Like many other colonial-era laws, therefore, Section 377 was inserted with a view to upholding a distinctly Victorian notion of public morality. But post-Independence, the law remained on the books, as an edict that the Indian state saw as intrinsic to the enforcement of its own societal mores. The criminal law, the government believed, was a legitimate vehicle through which it could impose and entrench in society its own ideas of what constituted a good life. Societal morality, to it, trumped constitutional guarantees of equality and liberty.
Long road to freedom
In July 2009, however, the Delhi High Court, in a judgment delivered by a bench comprising Chief Justice A.P. Shah and Justice S. Muralidhar, rejected this vision, and declared Section 377, insofar as it criminalised homosexuality, unconstitutional. In the court’s belief, the law was patently discriminatory. It offended not only a slew of explicitly guaranteed fundamental rights — in this case, Articles 14, 15, 19 and 21 — but also what the judgment described as “constitutional morality”. “Moral indignation, howsoever strong, is not a valid basis for overriding individual’s fundamental rights of dignity and privacy,” the court wrote. “In our scheme of things, constitutional morality must outweigh the argument of public morality, even if it be the majoritarian view.”

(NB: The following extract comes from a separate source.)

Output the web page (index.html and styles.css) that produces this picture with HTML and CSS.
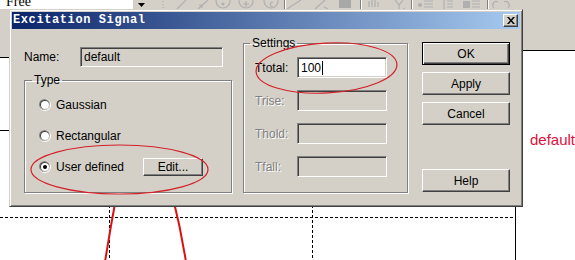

At the time this was a grand statement to make. Indeed, barely four years later, the Supreme Court reversed the findings in Naz, and rendered the judgment’s radical vision nugatory. In a shattering verdict, the court, in Suresh Kumar Koushal, once again declared homosexuality an offence. LGTBQ persons, to the court, constituted only a “miniscule minority”, and they enjoyed, in the court’s belief, neither a right to be treated as equals nor a right to ethical independence, a freedom to decide for themselves how they wanted to lead their lives.
But now, in Navtej Singh Johar, the court has restored both the quotidian and the outstanding glories of the judgment in Naz. Unexceptionally, Section 377, it has found, infringes the guarantee of equality in Article 14, the promise against discrimination in Article 15, the right to free expression contained in Article 19, and the pledges of human dignity and privacy inherent in Article 21. But, perhaps, more critically, the court has taken inspiration from Naz in bringing to the heart of constitutional interpretation a theory that seeks to find how best to understand what equal moral status in society really demands, a theory that engages profoundly with India’s social and political history.

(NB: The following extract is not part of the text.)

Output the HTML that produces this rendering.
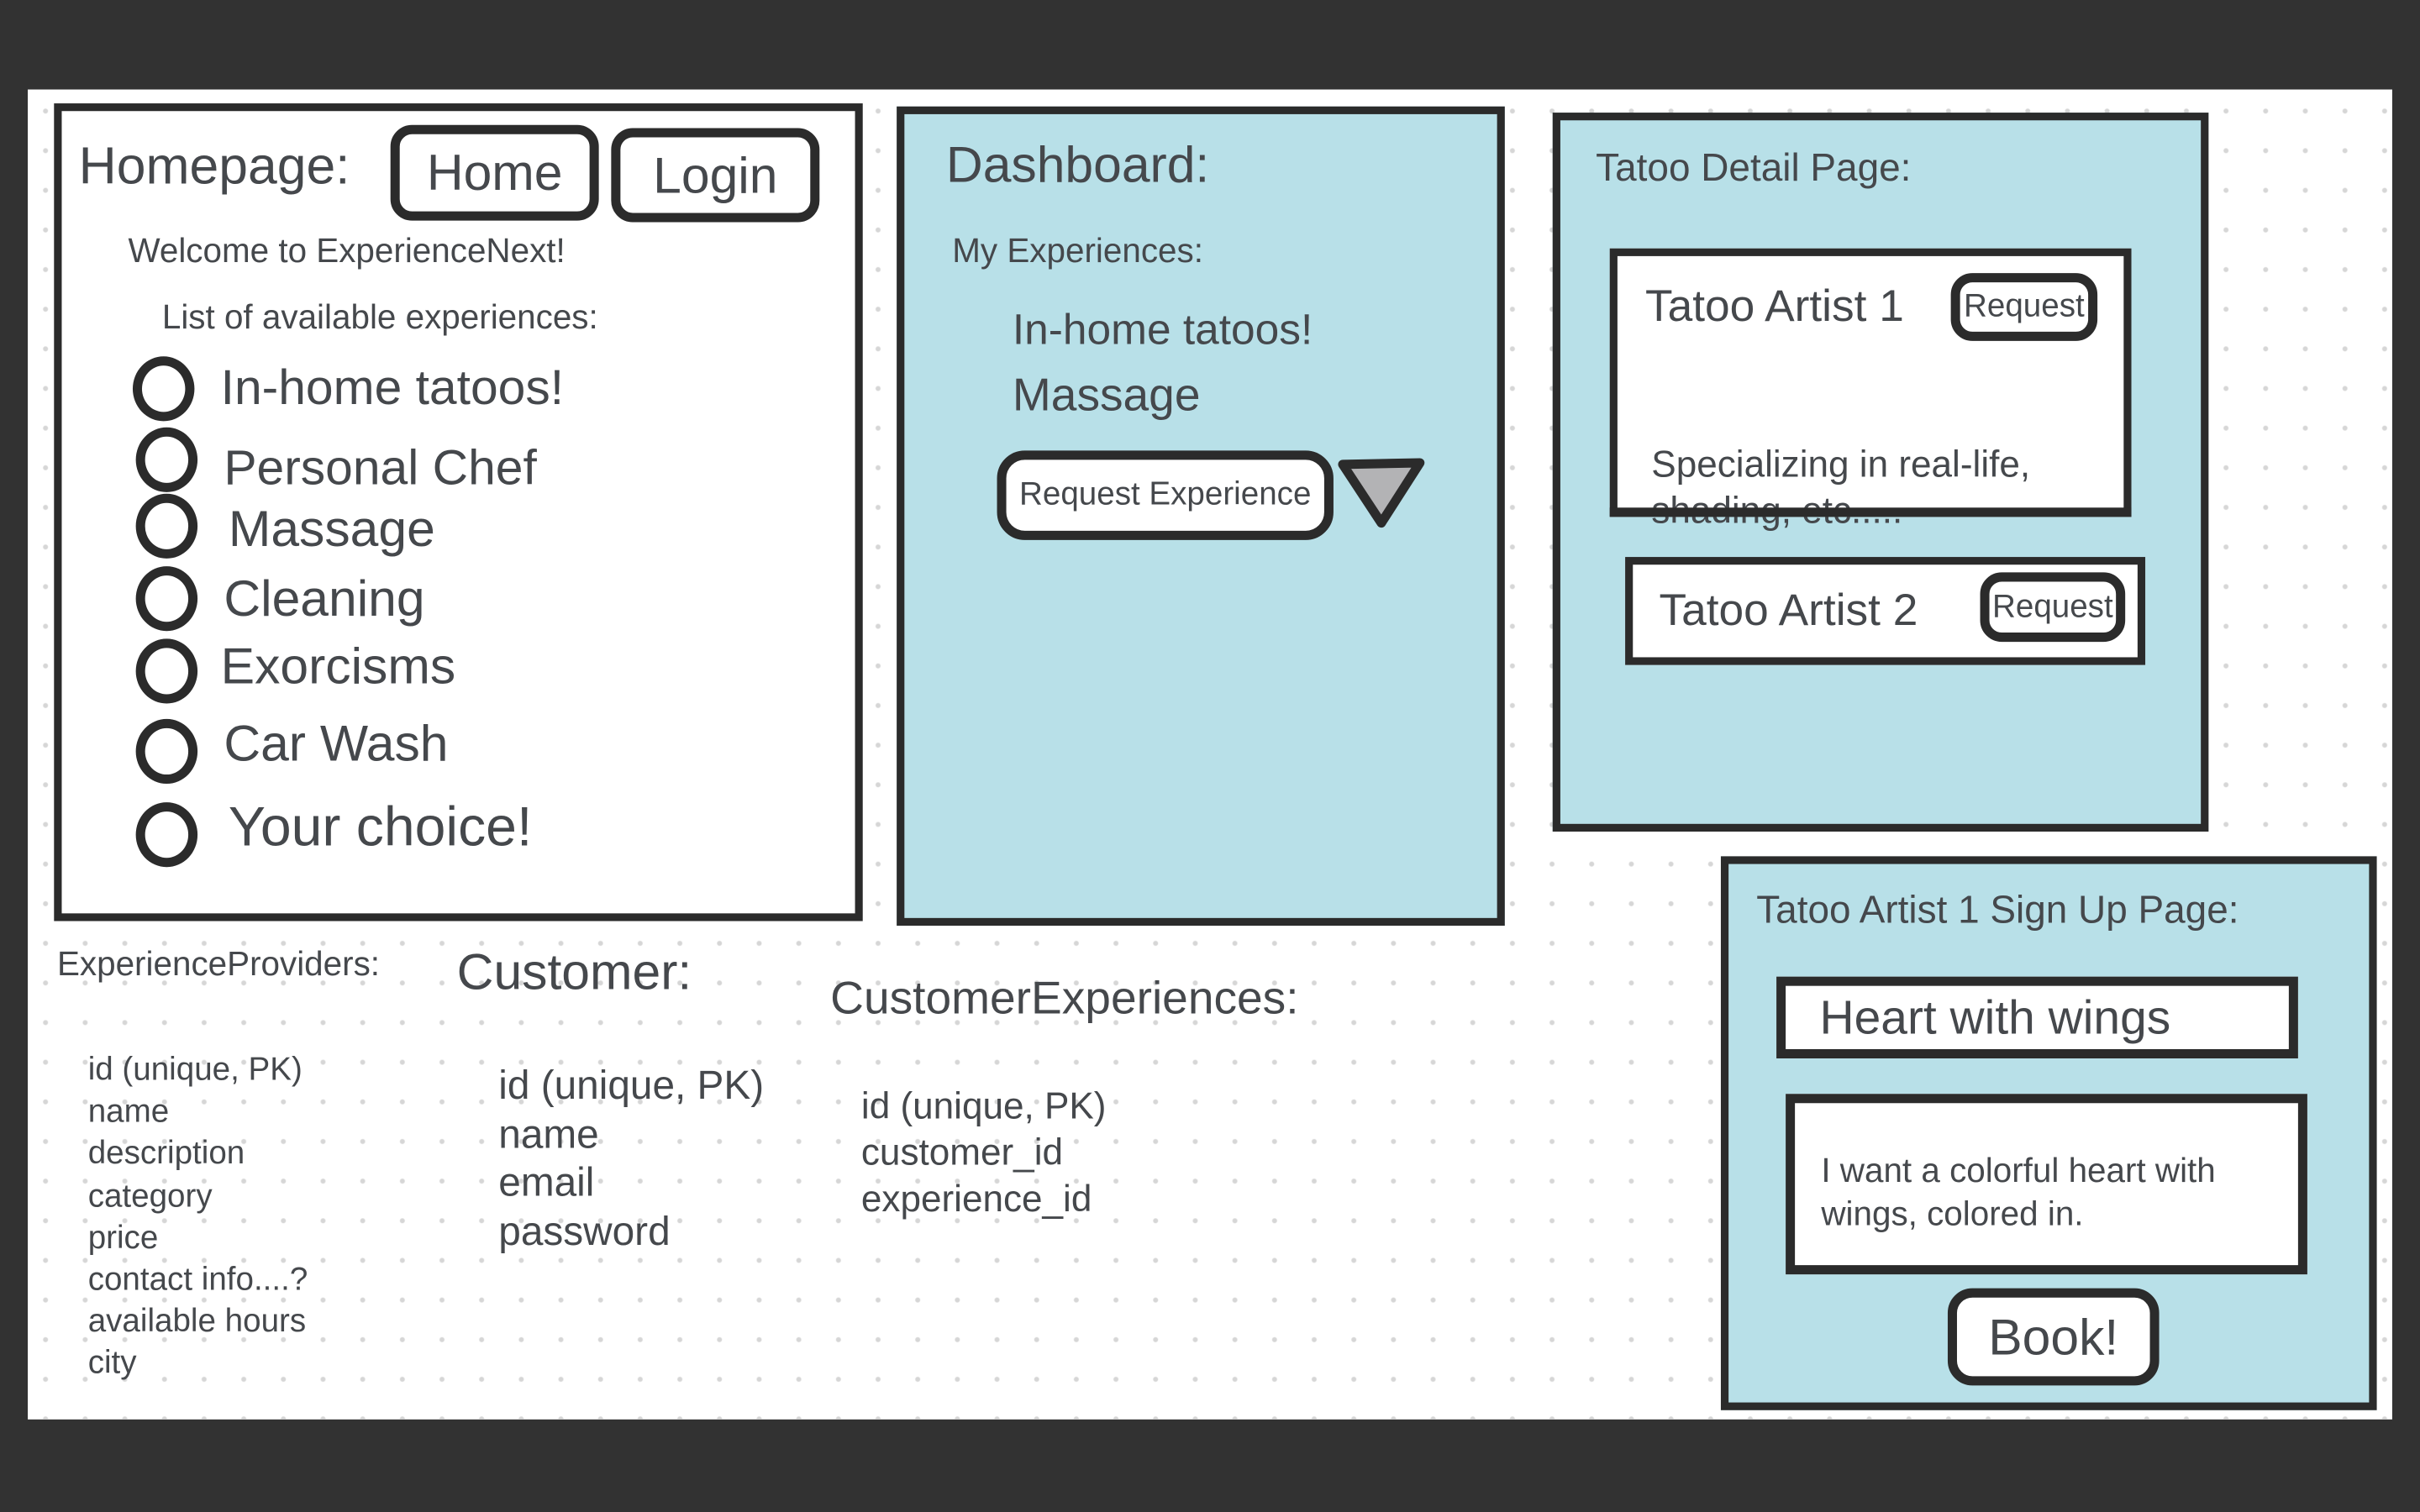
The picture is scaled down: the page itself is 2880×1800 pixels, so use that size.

Interpreting the Constitution
The question of how to interpret a constitution, any constitution, is an age-old one. The Indian Constitution couches its guarantee of fundamental rights in abstract terms. For instance, the Constitution doesn’t expressly tell us what equality, in Article 14, means. Does it mean merely a formal equality, or does it promise a more substantive equality, demanding the state’s proactive participation?

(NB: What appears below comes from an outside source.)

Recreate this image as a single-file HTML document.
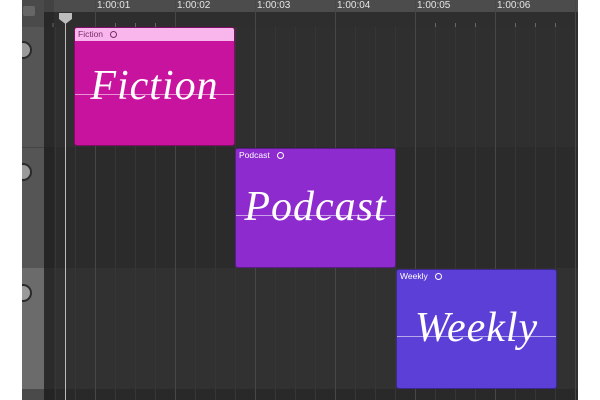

Until now, in the absence of a coherent theory of interpretation, judges have vacillated in answering such questions. But the four separate opinions in Navtej Singh Johar, written respectively by Chief Justice of India Dipak Misra and Justices R.F. Nariman, D.Y. Chandrachud and Indu Malhotra, collectively espouse an interpretive model that gives to India’s history its full consideration. The Constitution “was burdened with the challenge of ‘drawing a curtain on the past’ of social inequality and prejudices,” Justice Chandrachud wrote, invoking Professor Uday Mehta. The document, therefore, was an “attempt to reverse the socializing of prejudice, discrimination and power hegemony in a disjointed society.” Or, as Chief Justice Misra put it: “The adoption of the Constitution was, in a way, an instrument or agency for achieving constitutional morality and [a] means to discourage the prevalent social morality at that time. A country or a society which embraces constitutional morality has at its core the well-founded idea of inclusiveness.” The idea, therefore, is, similar to what the South African courts have held, to eliminate all forms of discrimination from the social structure, and to usher society from degrading practices of the past into an egalitarian future.
There is a danger, many believe, that this theory of interpretation could allow judges to turn into philosopher-kings, allowing them to impose their moral convictions on society. But, as Ronald Dworkin has observed, a strategy of interpretation which partakes a consideration of both text and history is really a “strategy for lawyers and judges acting in good faith, which is all any interpretive strategy can be”.
Future disputes will certainly have to be guided by the court’s general rule prescribed in Navtej Singh Johar. The court has already reserved its judgment in a number of cases that will tell us how it intends on applying this theory. Its decision in cases concerning the entry of women into the Sabarimala temple, on the practice of female genital mutilation of minor girls in the Dawoodi Bohra community, on the validity of the Indian Penal Code’s adultery law, will all prove telling. Yet, much like the challenge to Section 377, the issues at the core of these cases are scarcely controversial as a matter of pure constitutional interpretation. Ultimately, therefore, the true value of Navtej Singh Johar will only be seen when the court sees this theory as integral to its ability to judge clashes between the naked power of the state and personal liberty, to cases such as the challenge to the Aadhaar programme, which seek to reverse the transformation that the Constitution brings. There too, as Chief Justice Misra has written, the court must be “guided by the conception of constitutional morality”.